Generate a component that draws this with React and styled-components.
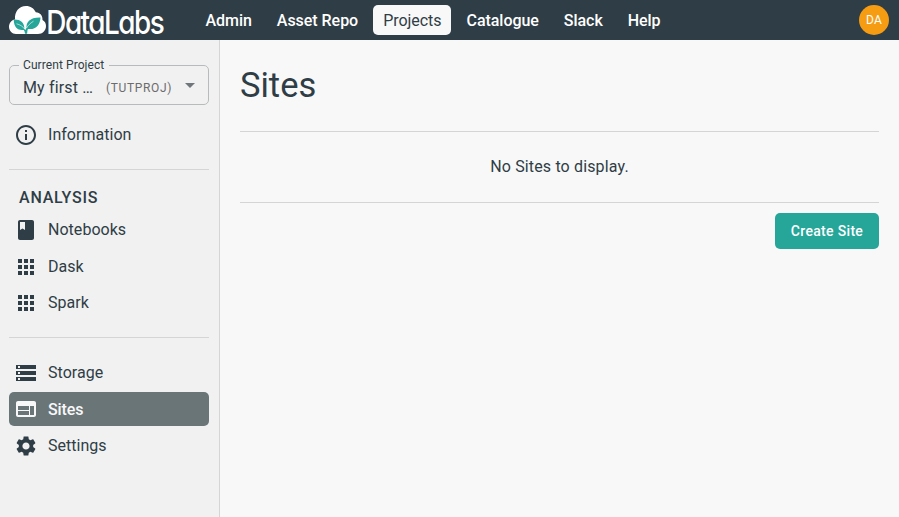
import React from "react";
import styled, { createGlobalStyle } from "styled-components";

const ink = "#2f3d46";

const GlobalStyle = createGlobalStyle`
  *, *::before, *::after { box-sizing: border-box; }
  body {
    margin: 0;
    background: #f8f8f8;
    color: ${ink};
    font: 400 16px/24px Roboto, sans-serif;
    letter-spacing: 0.15px;
  }
`;

const Page = styled.div`
  display: flex;
  flex-direction: column;
  height: 100vh;
  overflow: hidden;
`;

const TopBar = styled.header`
  display: flex;
  align-items: center;
  flex: none;
  height: 40px;
  padding: 0 10px 0 8px;
  background: ${ink};
`;

const Logo = styled.svg`
  display: block;
  width: 160px;
  height: 40px;
  margin-right: 27.5px;
  overflow: visible;
`;

const Wordmark = styled.text`
  fill: #fff;
  font-family: Inter, sans-serif;
  font-size: 33px;
  font-weight: 500;
  font-feature-settings: "cv11";
  letter-spacing: -1.8px;
`;

const Nav = styled.nav`
  display: flex;
  gap: 5px;
`;

const NavLink = styled.a`
  height: 30px;
  padding: 1px 10px 0;
  border-radius: 5px;
  line-height: 30px;
  letter-spacing: -0.04px;
  font-weight: ${(p) => (p.$active ? 400 : 500)};
  color: ${(p) => (p.$active ? ink : "#fff")};
  background: ${(p) => (p.$active ? "#f8f8f8" : "transparent")};
`;

const Avatar = styled.div`
  width: 30px;
  height: 30px;
  margin-left: auto;
  border-radius: 50%;
  background: #f59c12;
  color: #fff;
  font-size: 12px;
  font-weight: 400;
  line-height: 30px;
  text-align: center;
`;

const Body = styled.div`
  display: flex;
  flex: 1;
  min-height: 0;
`;

const Sidebar = styled.aside`
  width: 220px;
  flex: none;
  padding: 19px 10px 0 9px;
  border-right: 1px solid #d5d5d5;
  background: #f1f1f1;
  letter-spacing: 0.03px;
`;

const ProjectSelect = styled.fieldset`
  display: flex;
  align-items: center;
  min-width: 0;
  height: 46px;
  margin: 0;
  padding: 0 6px 0 13px;
  border: 1px solid #b8bbbd;
  border-radius: 5px;
`;

const SelectLabel = styled.legend`
  margin-left: -4px;
  padding: 0 5px 0 4px;
  font-size: 12px;
  line-height: 12px;
  letter-spacing: 0.08px;
`;

const ProjectName = styled.span`
  flex: none;
  width: 71px;
  white-space: nowrap;
  letter-spacing: 0.15px;
`;

const ProjectKey = styled.span`
  margin-left: 12px;
  color: #6c6c6c;
  font-size: 12px;
  letter-spacing: 0.65px;
`;

const Caret = styled.svg`
  width: 24px;
  height: 24px;
  margin: -5px 0 0 auto;
  fill: #70777b;
`;

const Group = styled.div`
  display: grid;
  grid-auto-rows: 34px;
  row-gap: 2.5px;
  padding: ${(p) => p.$pad};
`;

const Item = styled.a`
  display: flex;
  align-items: center;
  gap: 10px;
  padding-left: 5px;
  border-radius: 5px;
  color: ${(p) => (p.$active ? "#f8f8f8" : ink)};
  background: ${(p) => (p.$active ? "#6a7578" : "transparent")};
  font-weight: ${(p) => (p.$active ? 500 : 400)};
  letter-spacing: ${(p) => (p.$active ? "-0.1px" : "0.03px")};
`;

const ItemLabel = styled.span`
  padding-top: ${(p) => (p.$active ? "2px" : 0)};
`;

const ItemIcon = styled.svg`
  width: 24px;
  height: 24px;
  fill: currentColor;
`;

const Rule = styled.hr`
  height: 1px;
  margin: 0;
  border: 0;
  background: #d5d5d5;
`;

const SectionTitle = styled.h2`
  margin: 16px 0 0 10px;
  font-size: 16px;
  line-height: 24px;
  font-weight: 500;
  letter-spacing: 0.8px;
`;

const Main = styled.main`
  flex: 1;
  padding: 20px 20px 0;
`;

const Title = styled.h1`
  margin: 0 0 21px;
  font-size: 34.500px;
  line-height: 50px;
  font-weight: 400;
  letter-spacing: 0;
`;

const EmptyMessage = styled.p`
  margin: 0;
  padding: 23px 0;
  text-align: center;
`;

const Actions = styled.div`
  display: flex;
  justify-content: flex-end;
  padding-top: 10px;
`;

const CreateButton = styled.button`
  width: 104px;
  height: 36px;
  padding: 0;
  border: 0;
  border-radius: 5px;
  background: #25a699;
  color: #fff;
  font: 500 14px/24px Roboto, sans-serif;
  letter-spacing: 0.32px;
`;

const icons = {
  info: "M11 7h2v2h-2zm0 4h2v6h-2zm1-9C6.48 2 2 6.48 2 12s4.48 10 10 10 10-4.48 10-10S17.52 2 12 2zm0 18c-4.41 0-8-3.59-8-8s3.59-8 8-8 8 3.59 8 8-3.59 8-8 8z",
  book: "M18 2H6c-1.1 0-2 .9-2 2v16c0 1.1.9 2 2 2h12c1.1 0 2-.9 2-2V4c0-1.1-.9-2-2-2zM6 4h5v8l-2.500-1.500L6 12V4z",
  apps: "M4 8h4V4H4v4zm6 12h4v-4h-4v4zm-6 0h4v-4H4v4zm0-6h4v-4H4v4zm6 0h4v-4h-4v4zm6-10v4h4V4h-4zm-6 4h4V4h-4v4zm6 6h4v-4h-4v4zm0 6h4v-4h-4v4z",
  storage: "M2 20h20v-4H2v4zm2-3h2v2H4v-2zM2 4v4h20V4H2zm4 3H4V5h2v2zm-4 7h20v-4H2v4zm2-3h2v2H4v-2z",
  web: "M20 4H4c-1.100 0-1.990.9-1.990 2L2 18c0 1.100.9 2 2 2h16c1.100 0 2-.9 2-2V6c0-1.100-.9-2-2-2zm-5 14H4v-4h11v4zm0-5H4V9h11v4zm5 5h-4V9h4v9z",
  settings: "M19.140 12.940c.04-.3.060-.61.060-.94 0-.32-.02-.64-.07-.94l2.030-1.580c.18-.14.230-.41.120-.61l-1.920-3.320c-.12-.22-.37-.29-.59-.22l-2.390.96c-.5-.38-1.030-.7-1.620-.94l-.36-2.540c-.04-.24-.24-.41-.48-.41h-3.840c-.24 0-.43.170-.47.410l-.36 2.540c-.59.240-1.130.570-1.620.94l-2.390-.96c-.22-.08-.47 0-.59.220L2.740 8.870c-.12.210-.08.470.120.610l2.030 1.580c-.05.3-.09.630-.09.940s.02.640.070.940l-2.030 1.580c-.18.140-.23.410-.12.610l1.920 3.320c.12.220.370.290.590.220l2.390-.96c.5.380 1.030.7 1.620.94l.36 2.540c.05.240.240.410.480.410h3.840c.24 0 .44-.17.470-.41l.36-2.540c.59-.24 1.130-.56 1.620-.94l2.390.96c.22.080.470 0 .59-.22l1.920-3.320c.12-.22.070-.47-.12-.61l-2.010-1.580zM12 15.600c-1.980 0-3.600-1.620-3.600-3.600s1.620-3.600 3.600-3.600 3.600 1.620 3.600 3.600-1.620 3.600-3.600 3.600z",
};

function SideItem({ icon, active, children }) {
  return (
    <Item $active={active}>
      <ItemIcon viewBox="0 0 24 24">
        <path d={icons[icon]} />
      </ItemIcon>
      <ItemLabel $active={active}>{children}</ItemLabel>
    </Item>
  );
}

function DataLabsLogo() {
  return (
    <Logo viewBox="8 0 160 40" role="img" aria-label="DataLabs">
      <path
        fill="#fff"
        d="M16 34c-4 0-7-3.200-7-7.200 0-3.700 2.500-6.700 6-7.300C14.500 11.500 19 6 26 6c4.500 0 8 2.300 9.800 6.300 4.400.2 7 3.500 6.700 7.700 2.500 1.300 3.500 3.600 3.500 6 0 4.600-3.500 8-8 8z"
      />
      <path
        fill="#25a699"
        d="M25 33.700c-.1-2.800-1.500-5-4-6.700-1.500-1-3.200-1.800-4.900-2.400 3.600.6 6.800 2.300 9.300 5.300 1.200-3 3.700-5.700 7.700-8.100-3.800 3.300-6 7.200-6 11.900zM24.300 29.700c-5.200.9-10.300-.6-10.600-10.200 6.400-.4 11.300 2.800 10.600 10.200zM26.700 28.700c-1.200-6.500 3.300-11.500 13.800-11.200-.4 8.500-5.500 13-13.800 11.200z"
      />
      <path
        fill="none"
        stroke="#fff"
        strokeWidth="0.600"
        d="M16.500 23.800c3.500.8 6.300 2.600 8.300 5.400M26.600 28c1.200-2.500 3.500-4.600 6.900-6.800"
      />
      <Wordmark transform="translate(46.300 33.500) scale(0.845 1)">DataLabs</Wordmark>
    </Logo>
  );
}

const links = ["Admin", "Asset Repo", "Projects", "Catalogue", "Slack", "Help"];

export default function App() {
  return (
    <Page>
      <GlobalStyle />
      <TopBar>
        <DataLabsLogo />
        <Nav>
          {links.map((name) => (
            <NavLink key={name} $active={name === "Projects"}>
              {name}
            </NavLink>
          ))}
        </Nav>
        <Avatar>DA</Avatar>
      </TopBar>
      <Body>
        <Sidebar>
          <ProjectSelect>
            <SelectLabel>Current Project</SelectLabel>
            <ProjectName>My first …</ProjectName>
            <ProjectKey>(TUTPROJ)</ProjectKey>
            <Caret viewBox="0 0 24 24">
              <path d="M7 10l5 5 5-5z" />
            </Caret>
          </ProjectSelect>
          <Group $pad="13px 0 17px">
            <SideItem icon="info">Information</SideItem>
          </Group>
          <Rule />
          <SectionTitle>ANALYSIS</SectionTitle>
          <Group $pad="3px 0 17px">
            <SideItem icon="book">Notebooks</SideItem>
            <SideItem icon="apps">Dask</SideItem>
            <SideItem icon="apps">Spark</SideItem>
          </Group>
          <Rule />
          <Group $pad="17.5px 0 0">
            <SideItem icon="storage">Storage</SideItem>
            <SideItem icon="web" active>
              Sites
            </SideItem>
            <SideItem icon="settings">Settings</SideItem>
          </Group>
        </Sidebar>
        <Main>
          <Title>Sites</Title>
          <Rule />
          <EmptyMessage>No Sites to display.</EmptyMessage>
          <Rule />
          <Actions>
            <CreateButton>Create Site</CreateButton>
          </Actions>
        </Main>
      </Body>
    </Page>
  );
}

▶ Stated goal: Isolate the lines above that contain the word "React" and copy them.

▶ Exercise output:
Generate a component that draws this with React and styled-components.
import React from "react";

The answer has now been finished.